How should a Diplomat be trained?
In many countries with an old diplomatic tradition, candidates for the diplomatic service are expected to come with a sufficient baggage of basic academic knowledge to make initial training in such fields unnecessary. They undergo tests and examinations to make sure that they possess such knowledge. Training after recruitment is restricted mainly to teaching professional skills and to adding to basic academic knowledge specialised subjects of particular importance for diplomatic activities. Language training often occupies a predominant place in such systems. Other countries prefer to recruit candidates to whom basic academic disciplines for diplomacy are taught during a training stage. This kind of basic training is also provided by regional institutions such as the Mediterranean Academy of Diplomatic Studies, as many countries cannot afford to provide basic training to the few diplomats they recruit every year or only from time to time.
For many years now the need for continuous training of diplomats has been recognised, but little headway has so far been made for its satisfaction. This is quite understandable as diplomats once recruited are supposed to spend their time working and not learning. Current budgetary constraints make it even more difficult to release a diplomat for any kind of continuous training. On the other hand, the rapidly changing content of diplomatic interaction and of methods used make in-career training an inescapable necessity. Fortunately, as we shall see, new training approaches and facilities make it easier to respond to this necessity without disrupting a diplomat’s activity to an undue extent.
The evolution of training approaches and methods
Institutions training candidates for diplomacy or offering training for beginning diplomats were mostly offspring of universities or strongly influenced by academic teaching methods. When foreign ministries started to set up in-house training establishments, these again mostly relied on university lecturers for the teaching of academic subjects. Thus ex-cathedra lecturing was the dominant approach, sometimes complemented by seminars. Where practising diplomats were used to convey their experience to newly recruited colleagues, the lecture method was invariably used.

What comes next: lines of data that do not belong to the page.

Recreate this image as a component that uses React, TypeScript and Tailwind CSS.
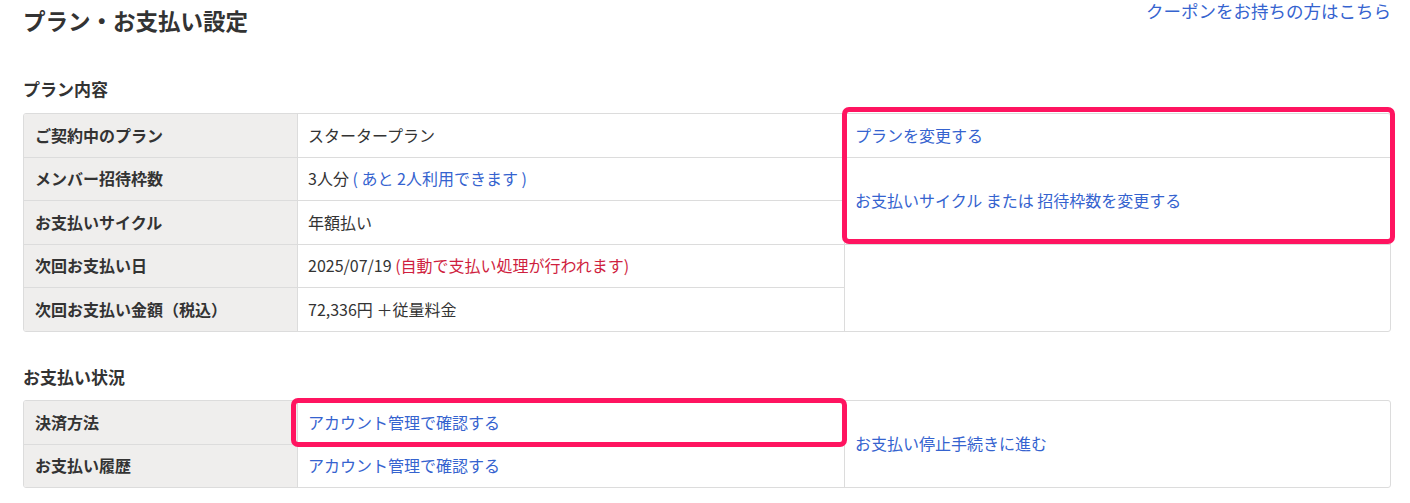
import React from 'react'

const font = { fontFamily: '"Noto Sans CJK JP", "Noto Sans", sans-serif' }

const label = 'flex items-center pl-[11px] pb-[2px] bg-[#efeeed] font-bold text-[#333] border-r border-[#dcdcdc]'
const value = 'flex items-center pl-[10px] pb-[2px] text-[#333] border-r border-[#dcdcdc]'
const link = 'text-[#3563cf]'

export default function App() {
  return (
    <div className="min-h-[503px] bg-white pl-[23px] pr-[19px] text-[16px] leading-[20px]" style={font}>
      <div className="flex items-start justify-between">
        <h1 className="text-[22.5px] leading-[40px] font-bold text-[#333]">プラン・お支払い設定</h1>
        <a className="text-[17.5px] leading-[22px] text-[#3563cf]">クーポンをお持ちの方はこちら</a>
      </div>

      <h2 className="mt-[37px] mb-[12px] text-[17px] leading-[24px] font-bold text-[#333]">プラン内容</h2>
      <div className="relative">
        <div className="grid grid-cols-[274px_547px_1fr] grid-rows-[44px_43px_44px_43px_43px] border border-[#dcdcdc] rounded-[3px] overflow-hidden">
          <div className={`${label} border-b`}>ご契約中のプラン</div>
          <div className={`${value} border-b`}>スタータープラン</div>
          <div className="flex items-center pl-[10px] pb-[2px] border-b border-[#dcdcdc]">
            <span className={link}>プランを変更する</span>
          </div>

          <div className={`${label} border-b`}>メンバー招待枠数</div>
          <div className={`${value} border-b`}>
            3人分&nbsp;<span className={link}>( あと 2人利用できます )</span>
          </div>
          <div className="row-span-2 flex items-center pl-[10px] pb-[2px] border-b border-[#dcdcdc]">
            <span className={link}>お支払いサイクル または 招待枠数を変更する</span>
          </div>

          <div className={`${label} border-b`}>お支払いサイクル</div>
          <div className={`${value} border-b`}>年額払い</div>

          <div className={`${label} border-b`}>次回お支払い日</div>
          <div className={`${value} border-b`}>
            2025/07/19&nbsp;<span className="text-[#cf1f3f]">(自動で支払い処理が行われます)</span>
          </div>
          <div className="row-span-2" />

          <div className={label}>次回お支払い金額（税込）</div>
          <div className={value}>72,336円 ＋従量料金</div>
        </div>
        {/* annotation highlight */}
        <div className="pointer-events-none absolute left-[819px] top-[-6px] w-[553px] h-[137px] border-[5px] border-[#ff1460] rounded-[7px]" />
      </div>

      <h2 className="mt-[33px] mb-[11px] text-[17px] leading-[24px] font-bold text-[#333]">お支払い状況</h2>
      <div className="relative">
        <div className="grid grid-cols-[274px_547px_1fr] grid-rows-[44px_42px] border border-[#dcdcdc] rounded-[3px] overflow-hidden">
          <div className={`${label} border-b`}>決済方法</div>
          <div className={`${value} border-b`}>
            <span className={link}>アカウント管理で確認する</span>
          </div>
          <div className="row-span-2 flex items-center pl-[10px] pb-[2px]">
            <span className={link}>お支払い停止手続きに進む</span>
          </div>

          <div className={label}>お支払い履歴</div>
          <div className={value}>
            <span className={link}>アカウント管理で確認する</span>
          </div>
        </div>
        <div className="pointer-events-none absolute left-[268px] top-[-2px] w-[556px] h-[49px] border-[5px] border-[#ff1460] rounded-[7px]" />
      </div>
    </div>
  )
}
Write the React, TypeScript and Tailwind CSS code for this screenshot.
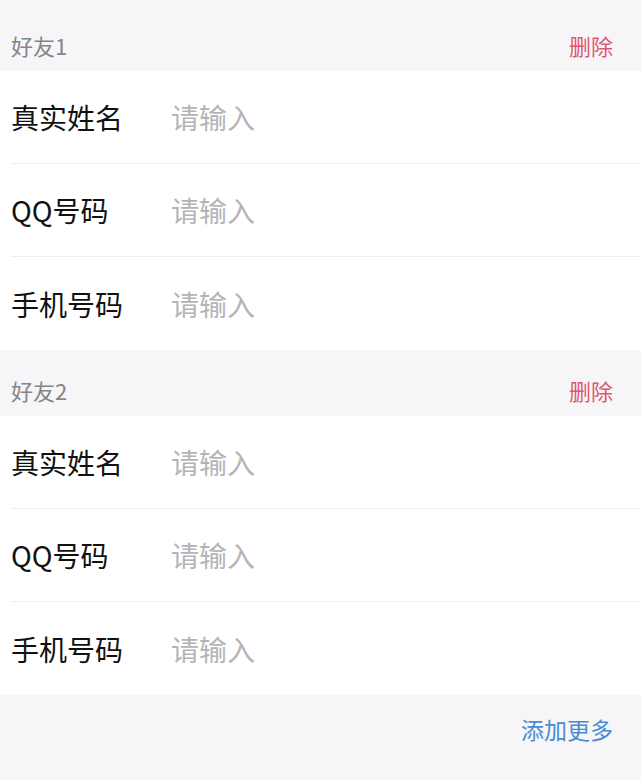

Only in the 1960s were simulations of imagined or real diplomatic situations introduced to a meaningful extent. Diplomat trainees were made to simulate pleadings before arbitral or judicial tribunals, negotiations or even complex international crises. A pioneer in these fields were the Stabex exercises conducted at the Graduate Institute of International Studies for the trainees of the Carnegie diplomatic training courses. In conformity with the reluctance in those days to upset any existing country or government, most exercises were between invented Ruritanias, any resemblance to actual countries being “entirely coincidental.” These days simulations use much more concrete approaches. Participants are made to simulate a crisis or negotiations which already took place (with the intent to show that the historical outcome was not the only possible one), or they simulate oncoming negotiations or even simulate alongside an ongoing negotiation. Such exercises allow diplomat trainees to immerse themselves in the reality of past or ongoing events rather than to amuse themselves with imagined “games.” For their conduct, the expertise of seasoned negotiators is needed, who are in the thick of ongoing activities. They are of course not always easy to get hold of and all of them do not have the ability to convey their expertise to participants.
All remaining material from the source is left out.